Chechen Official Says Missing Singer Will 'Appear Soon'

Chechen leader Ramzan Kadyrov (left) with singer Zelimkhan Bakayev (file photo)

A senor official in Russia's Chechnya region has issued an assurance that a prominent singer whom relatives have not seen in 10 days is safe and will "appear soon."

But Chechen Press and Information Minister Dzhambulat Umarov, who made the comments on August 18, did not say how he knew that and gave no information about the singer's whereabouts.

A relative of Zelimkhan Bakayev told RFE/RL on August 16 that the singer, who lives in Moscow, had come to the Chechen capital Grozny for a family wedding and went missing on August 8.

Rights activists and critics of Chechen leader Ramzan Kadyrov say that the strongman uses abductions by the security forces he controls as a tool against dissenters, opponents, and suspected Islamist militants.

Umarov said that reports of Bakayev's disappearance and allegations that he might have been detained by law enforcement authorities were "absurd."

"The lad is not a Wahhabi or a terrorist, he has never been involved in any problems. No law enforcement has taken him; nobody needs him at all," Umarov said. "He will not go anywhere. He did not have any enemies."

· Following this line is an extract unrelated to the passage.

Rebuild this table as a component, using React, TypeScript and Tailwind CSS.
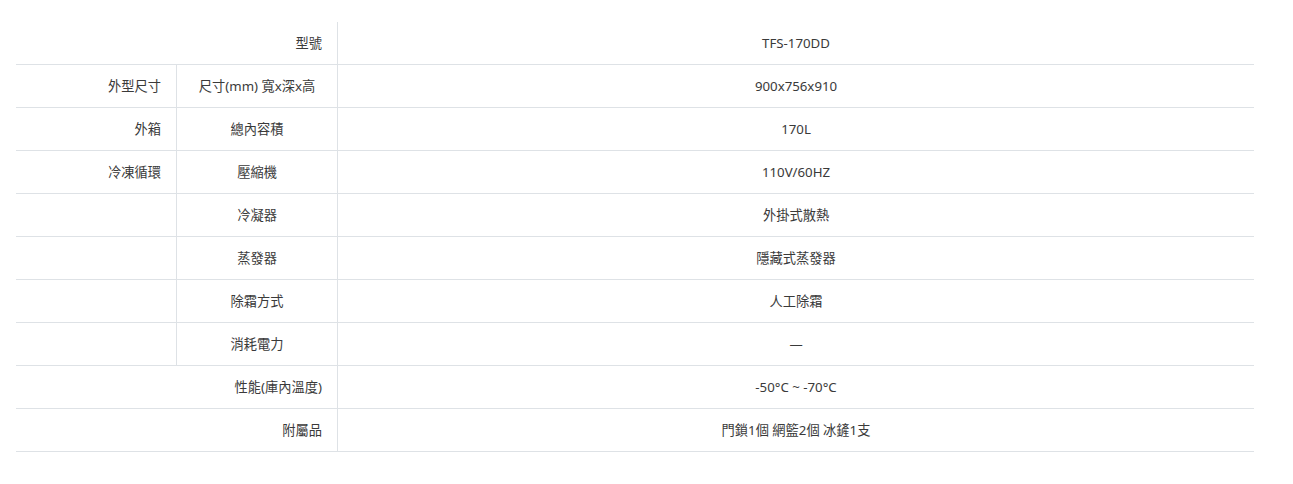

Authorities in Russia's North Caucasus, where an Islamist insurgency persists in the wake of two post-Soviet separatist wars in Chechnya, sometimes use the term Wahhabis to describe Islamic militants.

Umarov's comments were the first by a Chechen official since Bakayev was last seen by relatives.

Concerns about disappearances in Chechnya have been heightened by accounts of a deadly campaign of abuse against gay men by the authorities, and by reports in the independent Moscow newspaper Novaya Gazeta that 27 people may have been executed without trial in January after they were arrested over clashes with police in December.

Kremlin critics say that Russian President Vladimir Putin has given Kadyrov free rein in Chechnya because Moscow relies on him to keep a lid on separatism and insurgent violence in the region.